Environment: The geographic reality of Northwestern Ontario is one of isolation and scarce cultural infrastructure. Innovation here is not about technology, but about adaptation. We are innovating by repurposing the 'Arena'—the cathedral of the North—as a studio and gallery. This environmental shift forces a change in artistic output, demanding work that is rugged, large-scale, and capable of existing outside the climate-controlled vacuum of a museum.
Community: Our innovation lies in dismantling the binary between 'jock' and 'artist.' We are targeting a community that is often bifurcated by these identities. By fusing the domains, we create a new, inclusive community space where a hockey player can be a painter, and a dancer can be an athlete. This creates a more holistic community identity.

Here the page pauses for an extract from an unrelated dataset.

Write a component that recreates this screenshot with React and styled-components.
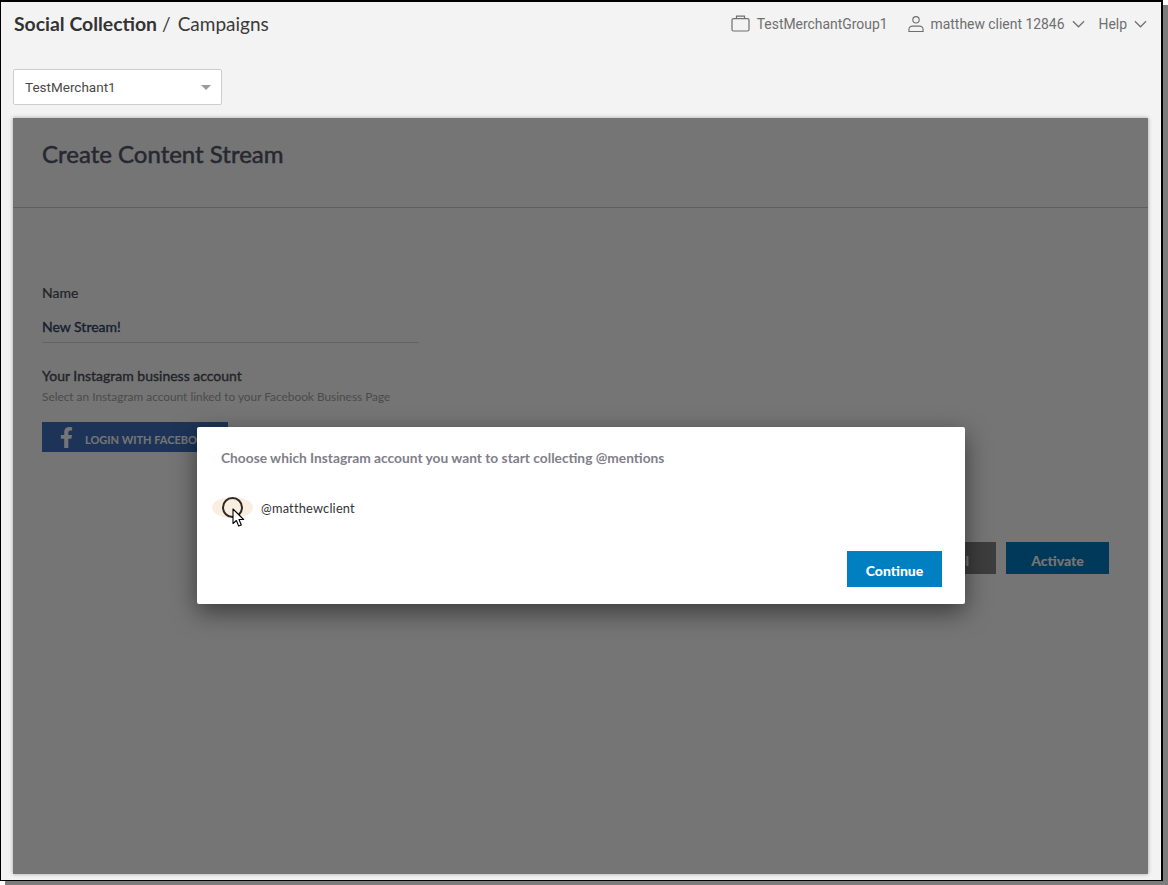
import styled, { createGlobalStyle } from 'styled-components';
import { FaFacebookF } from 'react-icons/fa';

const GlobalStyle = createGlobalStyle`
    html, body {
        margin: 0;
        padding: 0;
        background: #fff;
    }

    body {
        min-height: 885px;
    }
`;

const BriefcaseIcon = () => (
    <svg width="19" height="17" viewBox="0 0 19 17" fill="none" stroke="#6f6f6f" strokeWidth="1.2">
        <rect x="1" y="3.6" width="17" height="12.4" rx="1.5" />
        <path d="M5.5 3.6V1.2h8v2.4" />
    </svg>
);

const UserIcon = () => (
    <svg width="16" height="18" viewBox="0 0 17 18" fill="none" stroke="#6f6f6f" strokeWidth="1.2">
        <circle cx="8.5" cy="4.6" r="3.4" />
        <path d="M1 17v-2.4c0-2 2-3.4 3.6-3.4h7.8c1.6 0 3.6 1.4 3.6 3.4V17z" />
    </svg>
);

const ChevronIcon = () => (
    <svg width="13" height="8" viewBox="0 0 14 8" fill="none" stroke="#6f6f6f" strokeWidth="1.3">
        <path d="M1 1l6 6 6-6" />
    </svg>
);

const CursorIcon = () => (
    <svg width="14" height="20" viewBox="0 0 14 20">
        <path d="M1 1v14.5l3.4-3 2.3 5.6 2.6-1.1-2.3-5.5h4.6z" fill="#fff" stroke="#000" strokeWidth="1.1" strokeLinejoin="round" />
    </svg>
);

export default function App() {
    return (
        <Frame>
            <GlobalStyle />
            <TopBar>
                <Breadcrumb>
                    <strong>Social Collection</strong>
                    <Slash>/</Slash>
                    <span>Campaigns</span>
                </Breadcrumb>
                <TopNav>
                    <NavItem $after={6}><BriefcaseIcon />TestMerchantGroup1</NavItem>
                    <NavItem><UserIcon />matthew client 12846<ChevronIcon /></NavItem>
                    <NavItem>Help<ChevronIcon /></NavItem>
                </TopNav>
            </TopBar>
            <SelectRow>
                <MerchantSelect>
                    TestMerchant1
                    <Caret />
                </MerchantSelect>
            </SelectRow>
            <Panel>
                <PanelHeader>
                    <PanelTitle>Create Content Stream</PanelTitle>
                </PanelHeader>
                <Form>
                    <FieldLabel>Name</FieldLabel>
                    <NameValue>New Stream!</NameValue>
                    <SectionLabel>Your Instagram business account</SectionLabel>
                    <HelpText>Select an Instagram account linked to your Facebook Business Page</HelpText>
                    <FacebookButton>
                        <FaFacebookF size={21} />
                        <FacebookLabel>LOGIN WITH FACEBOOK</FacebookLabel>
                    </FacebookButton>
                    <Actions>
                        <ActionButton $color="#858585">Cancel</ActionButton>
                        <ActionButton $color="#007cc3" $width={103}>Activate</ActionButton>
                    </Actions>
                </Form>
                <Overlay />
                <Modal>
                    <ModalTitle>Choose which Instagram account you want to start collecting @mentions</ModalTitle>
                    <AccountRow>
                        <RadioHalo>
                            <Radio />
                            <Cursor><CursorIcon /></Cursor>
                        </RadioHalo>
                        <AccountName>@matthewclient</AccountName>
                    </AccountRow>
                    <ModalFooter>
                        <ContinueButton>Continue</ContinueButton>
                    </ModalFooter>
                </Modal>
            </Panel>
        </Frame>
    );
}

const Frame = styled.div`
    box-sizing: border-box;
    width: 1163px;
    height: 881px;
    border: 1px solid #000;
    border-top-width: 2px;
    border-right-width: 2px;
    background: #f3f3f3;
    padding: 0 13px 6px 12px;
    box-shadow: 5px 5px 0 #7c7c7c;
    display: flex;
    flex-direction: column;
    font-family: Lato, "Liberation Sans", sans-serif;
`;

const TopBar = styled.header`
    height: 43px;
    display: flex;
    align-items: center;
    justify-content: space-between;
    padding-right: 1px;
`;

const Breadcrumb = styled.div`
    display: flex;
    align-items: center;
    padding-left: 1px;
    font-size: 19px;
    color: #3a3a3a;

    strong {
        font-size: 19.4px;
        font-weight: 700;
        color: #333;
    }
`;

const Slash = styled.span`
    margin: 0 7px 0 5px;
`;

const TopNav = styled.nav`
    display: flex;
    align-items: center;
    gap: 14px;
    font-family: Roboto, "Liberation Sans", sans-serif;
    font-size: 13.92px;
    color: #6f6f6f;
`;

const NavItem = styled.div`
    display: flex;
    align-items: center;
    gap: 7px;
    margin-right: ${(p) => p.$after || 0}px;
`;

const SelectRow = styled.div`
    height: 73px;
    padding-top: 24px;
    box-sizing: border-box;
`;

const MerchantSelect = styled.div`
    box-sizing: border-box;
    width: 209px;
    height: 36px;
    display: flex;
    align-items: center;
    justify-content: space-between;
    padding: 0 10px 0 11px;
    background: #fff;
    border: 1px solid #cdcdcd;
    border-radius: 2px;
    font-family: Roboto, "Liberation Sans", sans-serif;
    font-size: 13.5px;
    color: #4a4a4a;
`;

const Caret = styled.span`
    width: 0;
    height: 0;
    border-left: 5px solid transparent;
    border-right: 5px solid transparent;
    border-top: 5px solid #9b9b9b;
`;

const Panel = styled.main`
    position: relative;
    flex: 1;
    background: #fff;
    box-shadow: 0 0 4px rgba(0, 0, 0, 0.35);
`;

const PanelHeader = styled.div`
    box-sizing: border-box;
    height: 90px;
    padding: 19px 29px 0;
    border-bottom: 1px solid #cfcfcf;
`;

const PanelTitle = styled.h1`
    margin: 0;
    font-size: 24px;
    line-height: 34px;
    font-weight: 400;
    -webkit-text-stroke: 0.5px #54586a;
    color: #54586a;
`;

const Form = styled.section`
    padding: 76px 39px 0 29px;
`;

const FieldLabel = styled.div`
    font-size: 14px;
    line-height: 18px;
    -webkit-text-stroke: 0.2px #4a4d58;
    color: #4a4d58;
`;

const NameValue = styled.div`
    box-sizing: border-box;
    width: 377px;
    height: 25px;
    margin-top: 16px;
    font-size: 14px;
    line-height: 18px;
    -webkit-text-stroke: 0.35px #31466a;
    color: #31466a;
    border-bottom: 1px solid #d8d8d8;
`;

const SectionLabel = styled.div`
    margin-top: 24px;
    font-size: 14px;
    line-height: 18px;
    -webkit-text-stroke: 0.35px #4a4d58;
    color: #4a4d58;
`;

const HelpText = styled.div`
    margin-top: 4px;
    font-size: 11.85px;
    line-height: 16px;
    color: #a4a4a4;
`;

const FacebookButton = styled.div`
    box-sizing: border-box;
    width: 186px;
    height: 30px;
    margin-top: 17px;
    padding-left: 14px;
    display: flex;
    align-items: center;
    gap: 8px;
    background: #4171bf;
    color: #fff;
    font-size: 11px;
    font-weight: 700;
    white-space: nowrap;
    overflow: hidden;
`;

const FacebookLabel = styled.span`
    padding-top: 5px;
`;

const Actions = styled.div`
    display: flex;
    justify-content: flex-end;
    gap: 10px;
    margin-top: 90px;
`;

const ActionButton = styled.div`
    box-sizing: border-box;
    width: ${(p) => p.$width || 96}px;
    height: 32px;
    padding-top: 5px;
    display: flex;
    align-items: center;
    justify-content: center;
    background: ${(p) => p.$color};
    color: #fff;
    font-size: 14px;
    font-weight: 900;
`;

const Overlay = styled.div`
    position: absolute;
    inset: 0;
    background: rgba(0, 0, 0, 0.54);
`;

const Modal = styled.div`
    position: absolute;
    left: 184px;
    top: 309px;
    box-sizing: border-box;
    width: 768px;
    height: 177px;
    padding: 22px 23px 17px 24px;
    background: #fff;
    border-radius: 2px;
    box-shadow: 0 8px 24px rgba(0, 0, 0, 0.5);
    display: flex;
    flex-direction: column;
`;

const ModalTitle = styled.div`
    font-size: 13.75px;
    line-height: 18px;
    font-weight: 700;
    color: #7f808a;
`;

const AccountRow = styled.div`
    display: flex;
    align-items: center;
    gap: 8px;
    margin-top: 30px;
    margin-left: -9px;
`;

const RadioHalo = styled.div`
    position: relative;
    width: 41px;
    height: 21px;
    display: flex;
    align-items: center;
    justify-content: center;
    border-radius: 50%;
    background: #f8efe1;
`;

const Radio = styled.div`
    box-sizing: border-box;
    width: 21px;
    height: 21px;
    border: 2px solid #2e2a22;
    border-radius: 50%;
`;

const Cursor = styled.span`
    position: absolute;
    left: 20px;
    top: 11px;
    display: flex;
`;

const AccountName = styled.span`
    margin-top: 1px;
    font-size: 12.8px;
    letter-spacing: 0.2px;
    color: #333;
`;

const ModalFooter = styled.div`
    margin-top: auto;
    display: flex;
    justify-content: flex-end;
`;

const ContinueButton = styled.div`
    width: 95px;
    height: 36px;
    padding-top: 2px;
    box-sizing: border-box;
    display: flex;
    align-items: center;
    justify-content: center;
    background: #0080c0;
    color: #fff;
    font-size: 14px;
    font-weight: 900;
`;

Opportunity & Solution: The opportunity is the abundance of downtime in recreational facilities during off-peak hours. The solution is the 'Kinetic Convergence' curriculum, a programmed intervention that monetizes this downtime for municipalities while providing rent-free workspace for artists. This symbiotic business model is an administrative innovation that solves resource scarcity for both sectors.
Team: We are assembling a cross-disciplinary team that is rarely seen in arts grants: curators working alongside recreational directors, and choreographers planning with hockey coaches. This diversity of expertise ensures that the project is grounded in both artistic excellence and logistical safety/feasibility.

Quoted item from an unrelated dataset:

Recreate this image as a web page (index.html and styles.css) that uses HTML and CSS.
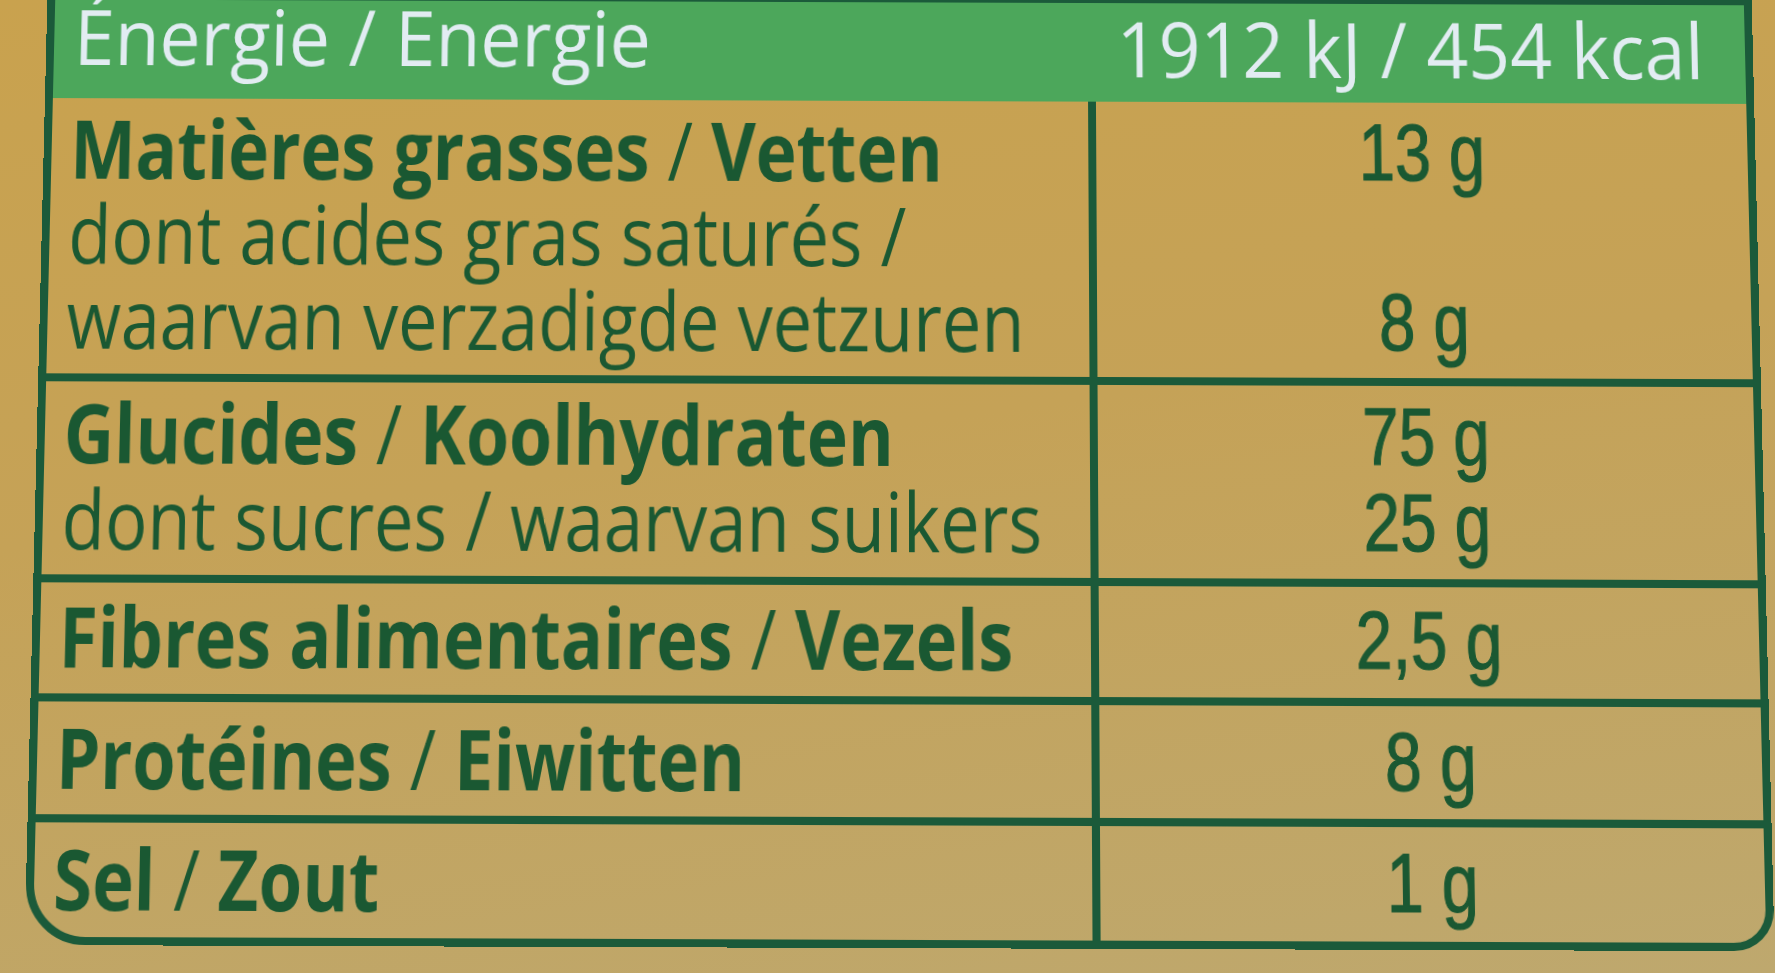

Advantage: Our competitive advantage is accessibility. We are not waiting for the audience to come to us; we are going to the hub of community life. This guarantees engagement numbers that traditional galleries in the region cannot match, providing a higher return on investment for the funding body.
Results: The result will be a new genre of 'Active Art' that is indigenous to the context of the North. We expect to see an increase in cultural participation among young men and boys, a demographic typically hard to reach in the arts, and a measurable increase in the capacity of local artists to deliver social practice programming.